Apart from their children going to private schools, better food for the families, this economic independence has also lifted the social status of the women. “People in the village, as well as our own men, now treat us with respect,” says Sasikala.

What is more, these women are now free from the menace of moneylenders, who lend money at petrifying rates of interest… While running vaddi is lent at Rs 5 a month (60 per cent annual interest), speed vaddi is given at Rs 5 for 10 days (the math is frightening), and then there is another form where you have to return double the sum you borrowed in the morning.

“Only well established players get loans at Rs 4 a month (48 per cent).

The SHGs are given group loans at 15 per cent; but within the group, members take loans from the central kitty at even 24 per cent. While from the mat making activity each members gets about Rs 6,000 a month, from other economic activity such as dairy keeping, working on their own agri land, etc, the women bolster their income sufficiently to be able to wear gold studs and chains, if not bangles!

Financial inclusion

Chanda Kochhar, MD and CEO of ICICI Bank, says this initiative “to enable self-help groups become financially secure is one of the most important blocks of ICICI Bank’s overall activities to drive financial inclusion in India.

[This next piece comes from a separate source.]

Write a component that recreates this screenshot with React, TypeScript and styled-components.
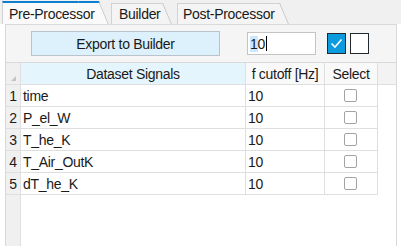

At Harur, 42 km from Dharmapuri, I meet another SHG, this time of middle class and fairly well educated women, who are the wives of policemen, other government servants, etc. Vasundhara, a retired headmistress of a local school, leads the group of 13 started in 2009. Earlier the members bought sarees from Erode and Chennai in bulk and sold them at Harur. They also sell house and night wear (“super sales”), along with churidar sets, own eight sewing machines – one for special embroidery – and make good money by running tailoring classes. “Our biggest clients are the local teachers as well as housewives”, beams Mary Bosco.

But their income saw a bigger jump in 2012 when some of them trained with a jeweller to make artificial jewellery. In 2012, they got a loan of Rs 4.5 lakh, repayable in 24 months; but it has been repaid four months in advance, and this is the story in many groups. Their next loan will be for Rs 6 lakh so they can expand their business; they not only sell the jewellery which is crafted here, but also give it out on rent for marriages.

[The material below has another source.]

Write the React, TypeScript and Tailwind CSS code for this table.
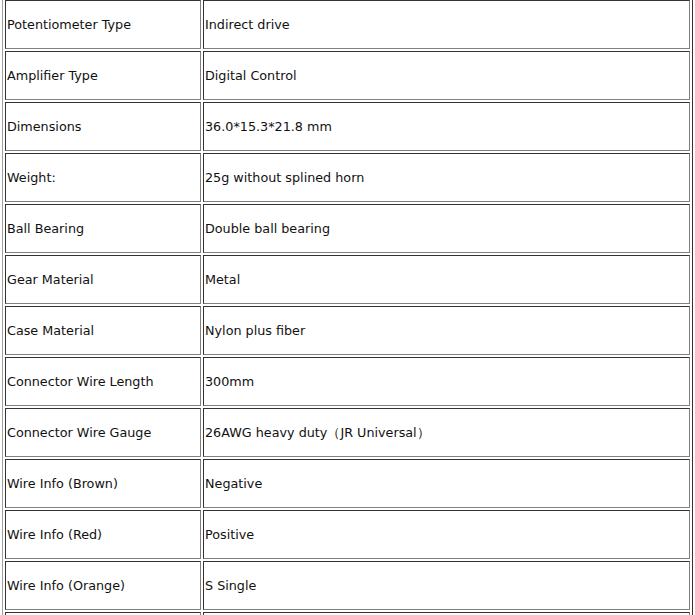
const rows: [string, string][] = [
  ["Potentiometer Type", "Indirect drive"],
  ["Amplifier Type", "Digital Control"],
  ["Dimensions", "36.0*15.3*21.8 mm"],
  ["Weight:", "25g without splined horn"],
  ["Ball Bearing", "Double ball bearing"],
  ["Gear Material", "Metal"],
  ["Case Material", "Nylon plus fiber"],
  ["Connector Wire Length", "300mm"],
  ["Connector Wire Gauge", "26AWG heavy duty\uFF08JR Universal\uFF09"],
  ["Wire Info (Brown)", "Negative"],
  ["Wire Info (Red)", "Positive"],
  ["Wire Info (Orange)", "S Single"],
  ["", ""],
];

const cell =
  "h-[49px] flex items-center pl-[1px] border-t border-l border-b border-r border-t-[#333333] border-l-[#333333] border-b-[#808080] border-r-[#808080] whitespace-nowrap overflow-hidden";

export default function App() {
  return (
    <div className="w-[695px] h-[615px] overflow-hidden bg-white">
      <div
        className="ml-[2px] w-[691px] border-l border-r border-l-[#a0a0a0] border-r-[#333333] px-[2px] grid grid-cols-[196px_487px] gap-[2px] text-[12.75px] text-[#111111]"
        style={{ fontFamily: '"DejaVu Sans", Verdana, sans-serif' }}
      >
        {rows.map(([k, v], i) => (
          <div key={i} className="contents">
            <div className={cell}>{k}</div>
            <div className={cell}>{v}</div>
          </div>
        ))}
      </div>
    </div>
  );
}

There is immense cheer and camaraderie in the group and no visitor can escape those vibes. When Kalaiselvi walks in, carrying her 10-year-old spastic child, some of the women fuss over him. “I used to be depressed sitting with my child at home, but now, being a member of this group has not only given me income, but also diversion,” she says.

The members get about Rs 6,000 a month from the SHG, and make more money through other activities. Mary helps her husband, an LIC agent, to run a photocopying shop; her daughter is doing a visual communications course in Vellore, and stays in a hostel. Most SHG members in villages help in tending the farmland they own.

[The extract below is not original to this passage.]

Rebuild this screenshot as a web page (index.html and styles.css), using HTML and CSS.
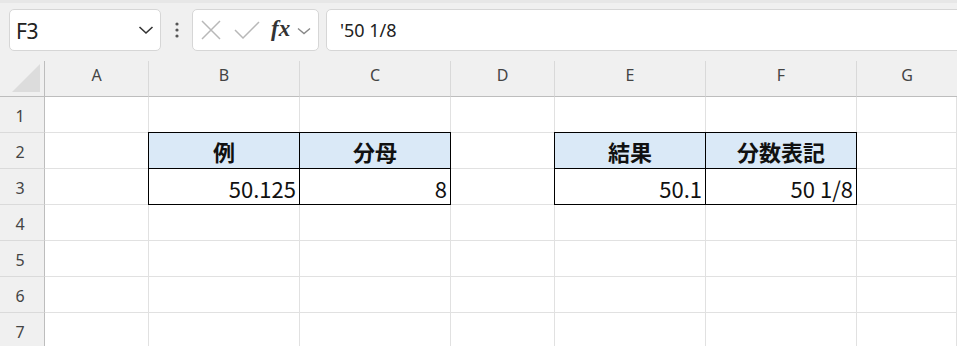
FILE: index.html
```
<!DOCTYPE html>
<html lang="ja">
<head>
<meta charset="utf-8">
<title>Sheet</title>
<link rel="stylesheet" href="styles.css">
</head>
<body>
<div class="toolbar">
  <div class="namebox">
    <span class="namebox-text">F3</span>
    <svg class="chev" width="16" height="10" viewBox="0 0 16 10"><path d="M1.5 2 L8 8 L14.5 2" fill="none" stroke="#333" stroke-width="1.6"/></svg>
  </div>
  <div class="dots">
    <svg width="6" height="16" viewBox="0 0 6 16"><circle cx="3" cy="2" r="1.6" fill="#555"/><circle cx="3" cy="8" r="1.6" fill="#555"/><circle cx="3" cy="14" r="1.6" fill="#555"/></svg>
  </div>
  <div class="fbuttons">
    <svg class="ico-x" width="20" height="20" viewBox="0 0 20 20"><path d="M1 1 L19 19 M19 1 L1 19" fill="none" stroke="#b8b8b8" stroke-width="1.5"/></svg>
    <svg class="ico-check" width="26" height="20" viewBox="0 0 26 20"><path d="M1 10 L9 18 L25 2" fill="none" stroke="#b8b8b8" stroke-width="1.5"/></svg>
    <span class="fx">fx</span>
    <svg class="chev-small" width="14" height="8" viewBox="0 0 14 8"><path d="M1 1.5 L7 6.5 L13 1.5" fill="none" stroke="#888" stroke-width="1.4"/></svg>
  </div>
  <div class="finput">'50 1/8</div>
</div>

<div class="sheet">
  <div class="corner"><svg width="30" height="30" viewBox="0 0 30 30"><path d="M29 1 L29 29 L1 29 Z" fill="#dcdcdc"/></svg></div>
  <div class="colhead">A</div>
  <div class="colhead">B</div>
  <div class="colhead">C</div>
  <div class="colhead">D</div>
  <div class="colhead">E</div>
  <div class="colhead">F</div>
  <div class="colhead last">G</div>

  <div class="rowhead">1</div>
  <div class="cell"></div><div class="cell"></div><div class="cell"></div><div class="cell"></div><div class="cell"></div><div class="cell"></div><div class="cell"></div>

  <div class="rowhead">2</div>
  <div class="cell"></div>
  <div class="cell th bl bt">例</div>
  <div class="cell th bt">分母</div>
  <div class="cell"></div>
  <div class="cell th bl bt">結果</div>
  <div class="cell th bt">分数表記</div>
  <div class="cell"></div>

  <div class="rowhead">3</div>
  <div class="cell"></div>
  <div class="cell num boxed bl">50.125</div>
  <div class="cell num boxed">8</div>
  <div class="cell"></div>
  <div class="cell num boxed bl">50.1</div>
  <div class="cell num boxed">50 1/8</div>
  <div class="cell"></div>

  <div class="rowhead">4</div>
  <div class="cell"></div><div class="cell"></div><div class="cell"></div><div class="cell"></div><div class="cell"></div><div class="cell"></div><div class="cell"></div>
  <div class="rowhead">5</div>
  <div class="cell"></div><div class="cell"></div><div class="cell"></div><div class="cell"></div><div class="cell"></div><div class="cell"></div><div class="cell"></div>
  <div class="rowhead">6</div>
  <div class="cell"></div><div class="cell"></div><div class="cell"></div><div class="cell"></div><div class="cell"></div><div class="cell"></div><div class="cell"></div>
  <div class="rowhead">7</div>
  <div class="cell"></div><div class="cell"></div><div class="cell"></div><div class="cell"></div><div class="cell"></div><div class="cell"></div><div class="cell"></div>
</div>
</body>
</html>
```

FILE: styles.css
```
* { box-sizing: border-box; }
html, body {
  margin: 0;
  padding: 0;
  width: 957px;
  height: 346px;
  overflow: hidden;
  background: #ffffff;
}
body {
  font-family: "Noto Sans", "Noto Sans CJK JP", sans-serif;
}

/* toolbar */
.toolbar {
  height: 61px;
  background: #f0f0f0;
  border-top: 3px solid #e7e7e7;
  padding-top: 6px;
  display: flex;
  align-items: flex-start;
}
.namebox {
  margin-left: 9px;
  width: 152px;
  height: 42px;
  background: #fff;
  border: 1px solid #d6d6d6;
  border-radius: 5px;
  display: flex;
  align-items: center;
  justify-content: space-between;
  padding: 0 6px 0 6px;
}
.namebox-text {
  font-family: "Noto Sans", sans-serif;
  font-size: 21px;
  color: #222;
  letter-spacing: -0.5px;
  margin-top: 2px;
}
.dots {
  width: 31px;
  height: 42px;
  display: flex;
  align-items: center;
  justify-content: center;
}
.fbuttons {
  width: 127px;
  height: 42px;
  background: #fff;
  border: 1px solid #d6d6d6;
  border-radius: 5px;
  display: flex;
  align-items: center;
  padding-left: 8px;
}
.ico-x { margin-right: 13px; }
.ico-check { margin-right: 11px; }
.fx {
  font-family: "Liberation Serif", serif;
  font-style: italic;
  font-weight: bold;
  font-size: 23px;
  color: #333;
  margin-right: 7px;
  margin-top: -2px;
}
.chev-small { margin-top: 1px; }
.finput {
  margin-left: 7px;
  flex: 1;
  margin-right: -12px;
  height: 42px;
  background: #fff;
  border: 1px solid #d6d6d6;
  border-radius: 5px;
  padding-left: 13px;
  display: flex;
  align-items: center;
  font-family: "Noto Sans", sans-serif;
  font-size: 18px;
  color: #222;
}

/* sheet */
.sheet {
  display: grid;
  grid-template-columns: 45px 104px 151px 151px 104px 151px 151px 1fr;
  grid-auto-rows: 36px;
}
.corner {
  background: #f0f0f0;
  border-right: 1px solid #bdbdbd;
  border-bottom: 1px solid #bdbdbd;
  display: flex;
  align-items: flex-end;
  justify-content: flex-end;
  padding: 0 3px 3px 0;
}
.colhead {
  background: #f0f0f0;
  border-right: 1px solid #d9d9d9;
  border-bottom: 1px solid #bdbdbd;
  display: flex;
  justify-content: center;
  align-items: center;
  font-family: "Noto Sans", sans-serif;
  font-size: 16px;
  color: #444;
  padding-bottom: 8px;
}
.colhead.last { border-right: none; }
.rowhead {
  background: #f0f0f0;
  border-right: 1px solid #bdbdbd;
  border-bottom: 1px solid #dadada;
  display: flex;
  justify-content: center;
  align-items: center;
  font-family: "Noto Sans", sans-serif;
  font-size: 16px;
  color: #444;
  padding-right: 4px;
  padding-top: 2px;
}
.cell {
  border-right: 1px solid #e1e1e1;
  border-bottom: 1px solid #e1e1e1;
  font-family: "Noto Sans CJK JP", sans-serif;
  font-size: 22px;
  line-height: 1;
  color: #111;
  display: flex;
  align-items: center;
}
.th {
  background: #dae9f7;
  border-right: 1px solid #000;
  border-bottom: 1px solid #000;
  justify-content: center;
  font-weight: bold;
  position: relative;
  padding-top: 1px;
}
.boxed {
  border-right: 1px solid #000;
  border-bottom: 1px solid #000;
  position: relative;
}
.num {
  justify-content: flex-end;
  padding-right: 3px;
  padding-top: 3px;
}
.bt { box-shadow: 0 -1px 0 #000; }
.bl { box-shadow: -1px 0 0 #000; }
.bl.bt { box-shadow: -1px 0 0 #000, 0 -1px 0 #000, -1px -1px 0 #000; }
```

Sasikala, wife of a police head constable, recalls with a grin, “At first my husband wouldn’t allow me to join this SHG, saying it will make you tired; why do you want to work? But now he is happy, because he finds me more self-confident and cheerful.”

In both the SHGs, which are obviously model ones for the bank, there is a great demand for membership from other women who were earlier sceptical. Each member, along with financial literacy, is given an ICICI booklet to keep her account, and many of them have personal SB accounts as well.

Another positive fallout for the women is that some of their children are selected, trained and placed in decent jobs by the ICICI Academy of Skills in various vocations.

Kochhar is amazed by the “remarkable entrepreneurial spirit of the SHG women, which has made this programme a success. This urges us to continue funding their dreams and help uplift more and more families. At the Bank, we strongly believe: Empower a woman and you can empower the nation.”

Over the next year, she adds, they hope to double their reach and support over two million women with a cumulative loan disbursement of Rs 2,500 crore.